I picked the bowl of ice cubes and the rubber ball. I wasn't sure how those could help me with depression but I was willing to be open-minded. Dr. Torres asked me to imagine the meanest things I could say about myself and then follow it up with the best apology for saying mean things—the catch was that I had to try to do all that before the ice cubes completely melt. As for the rubber ball, she said if I wanted to I could squeeze it while I did this apologizing exercise.
"I am so hard to want and will utterly be forgotten because in the end people just tolerate me." I said as I stared into the bowl, thinking how nice it would be to have a heart made of ice—if all you've ever known is how to be cold and unfeeling, that means being sad isn't possible for you.
"Not true. There are people who want you in their lives. So, let's hear you apologize to yourself." Dr. Torres' gentle voice brought me back to reality—my heart unfortunately isn't made of ice but maybe it's okay because a heart that can't feel sadness also can't feel much else. I tried to imagine the kindest and most uplifting thing I could say to myself in my darkest hours.
"I want you here and I want you to stay. You are not despicable. You belong here."
Dr. Torres smiled and repeated what I said, telling me that even if right now I don't necessarily mean those words, chanting those words repetitiously could quieten my mind whenever it started to go to a dark place. In fact, any chant could work to make my loud mind a bit quieter.

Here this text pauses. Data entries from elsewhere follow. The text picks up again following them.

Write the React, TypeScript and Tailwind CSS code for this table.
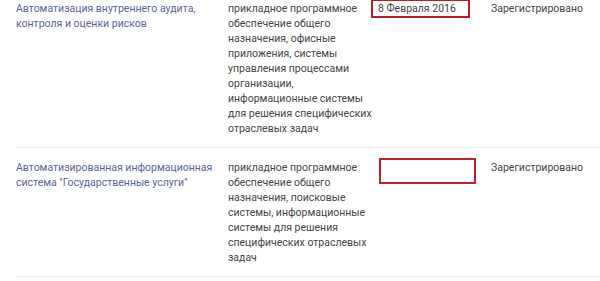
import React from 'react';

interface Row {
  title: string;
  category: string;
  date?: string;
  status: string;
}

const rows: Row[] = [
  {
    title: 'Автоматизация внутреннего аудита, контроля и оценки рисков',
    category:
      'прикладное программное обеспечение общего назначения, офисные приложения, системы управления процессами организации, информационные системы для решения специфических отраслевых задач',
    date: '8 Февраля 2016',
    status: 'Зарегистрировано',
  },
  {
    title: 'Автоматизированная информационная система "Государственные услуги"',
    category:
      'прикладное программное обеспечение общего назначения, поисковые системы, информационные системы для решения специфических отраслевых задач',
    status: 'Зарегистрировано',
  },
];

export default function App() {
  return (
    <div
      className="w-[600px] h-[281px] overflow-hidden bg-white text-[10.5px] leading-[15px] text-[#444]"
      style={{ fontFamily: 'Roboto, "Liberation Sans", sans-serif' }}
    >
      <div className="pl-4">
        {rows.map((row, i) => (
          <div
            key={i}
            className={`grid grid-cols-[212px_150px_113px_1fr] border-b border-[#ededed] ${
              i === 0 ? 'pt-[1px] pb-[11px]' : 'pt-[12px] pb-[11px]'
            }`}
          >
            <div className="w-[200px] text-[#58639c]">{row.title}</div>
            <div className="w-[146px]">{row.category}</div>
            <div>
              {row.date ? (
                <div className="-ml-[7px] -mt-[2px] w-[99px] border-2 border-[#b71c24] pl-[5px]">
                  {row.date}
                </div>
              ) : (
                <div className="ml-[1px] -mt-[2px] h-[26px] w-[97px] border-2 border-[#c0202a]" />
              )}
            </div>
            <div>{row.status}</div>
          </div>
        ))}
      </div>
    </div>
  );
}
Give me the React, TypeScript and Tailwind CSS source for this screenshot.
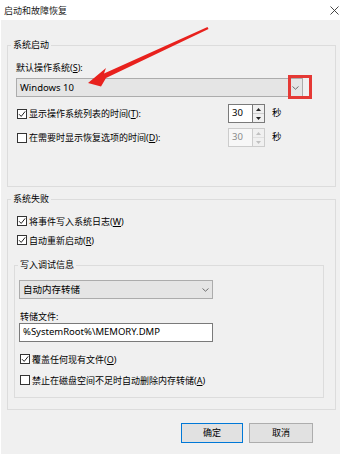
import type { ReactNode } from "react";

const font = { fontFamily: '"Noto Sans", "Noto Sans CJK SC", sans-serif' };

function Check({ checked }: { checked?: boolean }) {
  return (
    <span className="w-[10px] h-[10px] border border-[#333333] bg-white flex items-center justify-center shrink-0">
      {checked && (
        <svg width="8" height="8" viewBox="0 0 8 8">
          <path d="M1 4.2 L3.2 6.4 L7.2 1.4" stroke="#222" strokeWidth="1" fill="none" />
        </svg>
      )}
    </span>
  );
}

function Chevron() {
  return (
    <svg width="7" height="4" viewBox="0 0 7 4" className="shrink-0">
      <path d="M0.5 0.5 L3.5 3.2 L6.5 0.5" stroke="#606060" strokeWidth="0.9" fill="none" />
    </svg>
  );
}

function Combo({ text, w }: { text: string; w: string }) {
  return (
    <div className={`${w} h-[19px] bg-[#e5e5e5] border border-[#acacac] flex items-center justify-between pl-[3px] pr-[3px]`}>
      <span className="text-[9.5px] leading-none">{text}</span>
      <Chevron />
    </div>
  );
}

function Spin({ disabled }: { disabled?: boolean }) {
  const b = disabled ? "border-[#cccccc]" : "border-[#7a7a7a]";
  const arrow = disabled ? "#c0c0c0" : "#222";
  return (
    <div className="flex h-[19px] w-[37px]">
      <div
        className={`w-[25px] border ${b} ${disabled ? "bg-[#f7f7f7] text-[#8a8a8a]" : "bg-white text-black"} flex items-center pl-[3px] text-[9.5px]`}
      >
        30
      </div>
      <div className={`w-[12px] border-y border-r ${b} flex flex-col`}>
        <div className={`flex-1 flex items-center justify-center border-b ${disabled ? "border-[#e0e0e0]" : "border-[#cfcfcf]"} bg-[#f0f0f0]`}>
          <svg width="5" height="3" viewBox="0 0 5 3">
            <path d="M0 3 L2.5 0 L5 3 Z" fill={arrow} />
          </svg>
        </div>
        <div className="flex-1 flex items-center justify-center bg-[#f0f0f0]">
          <svg width="5" height="3" viewBox="0 0 5 3">
            <path d="M0 0 L2.5 3 L5 0 Z" fill={arrow} />
          </svg>
        </div>
      </div>
    </div>
  );
}

function CheckRow({ checked, children, className = "" }: { checked?: boolean; children: ReactNode; className?: string }) {
  return (
    <div className={`h-[14px] flex items-center gap-[2px] ${className}`}>
      <Check checked={checked} />
      <span className="text-[9px] leading-none whitespace-nowrap">{children}</span>
    </div>
  );
}

function Legend({ children }: { children: ReactNode }) {
  return <legend className="ml-[3px] px-[2px] text-[9px] leading-[12px]">{children}</legend>;
}

export default function App() {
  return (
    <div className="w-[340px] h-[458px] bg-white relative overflow-hidden text-black" style={font}>
      {/* title bar */}
      <div className="h-[20px] flex items-center justify-between pl-[4px] pr-[1px]">
        <span className="text-[9px] leading-none text-[#1a1a1a]">启动和故障恢复</span>
        <svg width="9" height="9" viewBox="0 0 9 9">
          <path d="M0.5 0.5 L8.5 8.5 M8.5 0.5 L0.5 8.5" stroke="#333" strokeWidth="0.9" />
        </svg>
      </div>

      <div className="ml-[1px] h-[434px] bg-[#f0f0f0] pt-[19px] pl-[6px]">
        {/* 系统启动 */}
        <fieldset className="w-[329px] h-[148px] border border-[#dcdcdc]">
          <Legend>系统启动</Legend>
          <div className="pl-[8px]">
            <div className="mt-[11px] h-[12px] text-[9px] leading-[12px]">
              默认操作系统(<u>S</u>):
            </div>
            <div className="mt-[4px]">
              <Combo text="Windows 10" w="w-[287px]" />
            </div>
            <div className="mt-[7px] h-[19px] grid grid-cols-[212px_37px_auto] items-center">
              <CheckRow checked className="ml-[1px]">
                显示操作系统列表的时间(<u>T</u>):
              </CheckRow>
              <Spin />
              <span className="ml-[7px] text-[9.5px]">秒</span>
            </div>
            <div className="mt-[5px] h-[19px] grid grid-cols-[212px_37px_auto] items-center">
              <CheckRow className="ml-[1px]">
                在需要时显示恢复选项的时间(<u>D</u>):
              </CheckRow>
              <Spin disabled />
              <span className="ml-[7px] text-[9.5px]">秒</span>
            </div>
          </div>
        </fieldset>

        {/* 系统失败 */}
        <fieldset className="mt-[6px] w-[329px] h-[217px] border border-[#dcdcdc]">
          <Legend>系统失败</Legend>
          <div className="pl-[6px]">
            <CheckRow checked className="mt-[9px] ml-[3px]">
              将事件写入系统日志(<u>W</u>)
            </CheckRow>
            <CheckRow checked className="mt-[5px] ml-[3px]">
              自动重新启动(<u>R</u>)
            </CheckRow>

            <fieldset className="mt-[12px] w-[310px] h-[139px] border border-[#dcdcdc]">
              <Legend>写入调试信息</Legend>
              <div className="pl-[4px]">
                <div className="mt-[9px]">
                  <Combo text="自动内存转储" w="w-[194px]" />
                </div>
                <div className="mt-[12px] ml-[1px] h-[12px] text-[9px] leading-[12px]">转储文件:</div>
                <div className="w-[194px] h-[19px] border border-[#7a7a7a] bg-white flex items-center pl-[3px] text-[9.5px]">
                  %SystemRoot%\MEMORY.DMP
                </div>
                <CheckRow checked className="mt-[10px] ml-[1px]">
                  覆盖任何现有文件(<u>O</u>)
                </CheckRow>
                <CheckRow className="mt-[7px] ml-[1px]">
                  禁止在磁盘空间不足时自动删除内存转储(<u>A</u>)
                </CheckRow>
              </div>
            </fieldset>
          </div>
        </fieldset>

        {/* buttons */}
        <div className="mt-[13px] flex justify-end gap-[6px] mr-[27px]">
          <button className="w-[62px] h-[20px] border border-[#0078d7] bg-[#e1e1e1] text-[9px]">确定</button>
          <button className="w-[64px] h-[20px] border border-[#adadad] bg-[#e1e1e1] text-[9px]">取消</button>
        </div>
      </div>

      {/* annotations */}
      <div className="absolute left-[288px] top-[75px] w-[24px] h-[24px] border-[3px] border-[#e53935]" />
      <svg className="absolute left-0 top-0 pointer-events-none" width="340" height="458">
        <polygon
          points="88,83 106,68 104,73.5 207.5,27 208.5,29 106,78 101,86.5"
          fill="#e8211d"
        />
      </svg>
    </div>
  );
}
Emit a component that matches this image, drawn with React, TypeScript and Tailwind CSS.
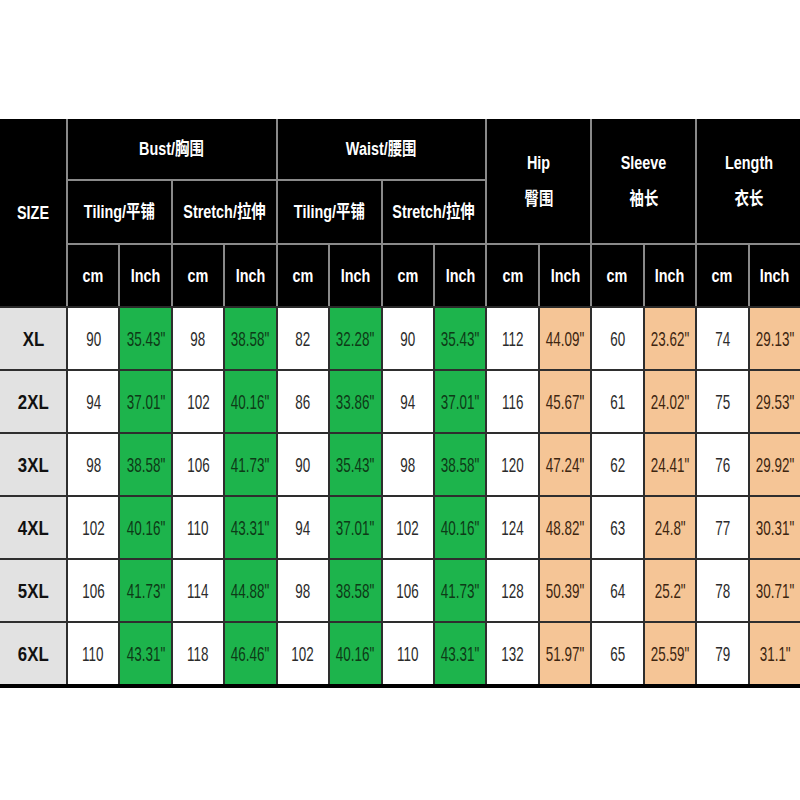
const font = "font-['Liberation_Sans_Narrow','Liberation_Sans','Noto_Sans_CJK_SC',sans-serif]";

const rows: [string, string[]][] = [
  ["XL", ["90", "35.43", "98", "38.58", "82", "32.28", "90", "35.43", "112", "44.09", "60", "23.62", "74", "29.13"]],
  ["2XL", ["94", "37.01", "102", "40.16", "86", "33.86", "94", "37.01", "116", "45.67", "61", "24.02", "75", "29.53"]],
  ["3XL", ["98", "38.58", "106", "41.73", "90", "35.43", "98", "38.58", "120", "47.24", "62", "24.41", "76", "29.92"]],
  ["4XL", ["102", "40.16", "110", "43.31", "94", "37.01", "102", "40.16", "124", "48.82", "63", "24.8", "77", "30.31"]],
  ["5XL", ["106", "41.73", "114", "44.88", "98", "38.58", "106", "41.73", "128", "50.39", "64", "25.2", "78", "30.71"]],
  ["6XL", ["110", "43.31", "118", "46.46", "102", "40.16", "110", "43.31", "132", "51.97", "65", "25.59", "79", "31.1"]],
];

const Squeeze = ({ children }: { children: React.ReactNode }) => (
  <span className="inline-block scale-x-[0.8] whitespace-nowrap">{children}</span>
);

const Head = ({ children, className = "" }: { children: React.ReactNode; className?: string }) => (
  <div className={`flex flex-col items-center justify-center bg-black text-[18px] font-bold leading-[36px] text-white ${className}`}>
    {children}
  </div>
);

export default function App() {
  return (
    <div className={`min-h-[800px] w-[800px] bg-white pt-[119px] ${font}`}>
      <div className="grid grid-cols-[66px_repeat(14,minmax(0,1fr))] grid-rows-[60px_62px_61px] gap-[2px] bg-[#8a8a8a]">
        <Head className="row-span-3"><Squeeze>SIZE</Squeeze></Head>
        <Head className="col-span-4"><Squeeze>Bust/胸围</Squeeze></Head>
        <Head className="col-span-4"><Squeeze>Waist/腰围</Squeeze></Head>
        <Head className="col-span-2 row-span-2"><Squeeze>Hip</Squeeze><Squeeze>臀围</Squeeze></Head>
        <Head className="col-span-2 row-span-2"><Squeeze>Sleeve</Squeeze><Squeeze>袖长</Squeeze></Head>
        <Head className="col-span-2 row-span-2"><Squeeze>Length</Squeeze><Squeeze>衣长</Squeeze></Head>
        <Head className="col-span-2"><Squeeze>Tiling/平铺</Squeeze></Head>
        <Head className="col-span-2"><Squeeze>Stretch/拉伸</Squeeze></Head>
        <Head className="col-span-2"><Squeeze>Tiling/平铺</Squeeze></Head>
        <Head className="col-span-2"><Squeeze>Stretch/拉伸</Squeeze></Head>
        {Array.from({ length: 7 }).map((_, i) => (
          <div key={i} className="contents">
            <Head><Squeeze>cm</Squeeze></Head>
            <Head className={i < 4 ? "bg-[#1db44c]" : "bg-[#f5c596] text-[#fdeee0]"}>
              <Squeeze>Inch</Squeeze>
            </Head>
          </div>
        ))}
      </div>
      <div className="grid grid-cols-[66px_repeat(14,minmax(0,1fr))] auto-rows-[61px] gap-[2px] border-t-2 border-b-4 border-t-[#2a2a2a] border-b-black bg-[#2e2e2e]">
        {rows.map(([size, vals]) => (
          <div key={size} className="contents">
            <div className="flex items-center justify-center bg-[#e2e2e2] text-[21px] font-bold text-[#111]">
              <Squeeze>{size}</Squeeze>
            </div>
            {vals.map((v, i) => {
              const inch = i % 2 === 1;
              const bg = !inch ? "bg-white text-[#2b2b2b]" : i < 8 ? "bg-[#1db44c] text-[#0d3a17]" : "bg-[#f5c596] text-[#3d2510]";
              return (
                <div key={i} className={`flex items-center justify-center overflow-visible text-[21px] ${bg}`}>
                  <span className="inline-block scale-x-[0.64] whitespace-nowrap">
                    {v}
                    {inch ? '"' : ""}
                  </span>
                </div>
              );
            })}
          </div>
        ))}
      </div>
    </div>
  );
}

"You did well in today's session, Mr. Sitohang, and I want you to remember that it's imperative not to ruminate too much on what you hate about yourself and forget what you do like about yourself. You can take the hourglass timer and the crossword puzzle home."
"Thanks, but what do I do with the hourglass? I suppose it would make a nice decoration."
"It would, but I'm giving it to you as a reminder that whenever you start to think negatively about yourself, you need to set a time for yourself to also counter it with positive thoughts. Keep repeating the positive thoughts until all the sand collects at the bottom of the hourglass. By the time the last drop of sand falls, you would probably feel a little better."
"What about the crossword puzzle?"
"It is something fun you can do whenever you start to feel a negative thought forming. Instead of letting that thought linger, try to solve the puzzle. By the time you are done, you wouldn't even remember any negative thought you were having because you'd be so focused on solving the puzzle. That's the trick—a thought is fleeting, you could either hold on to it or let it go."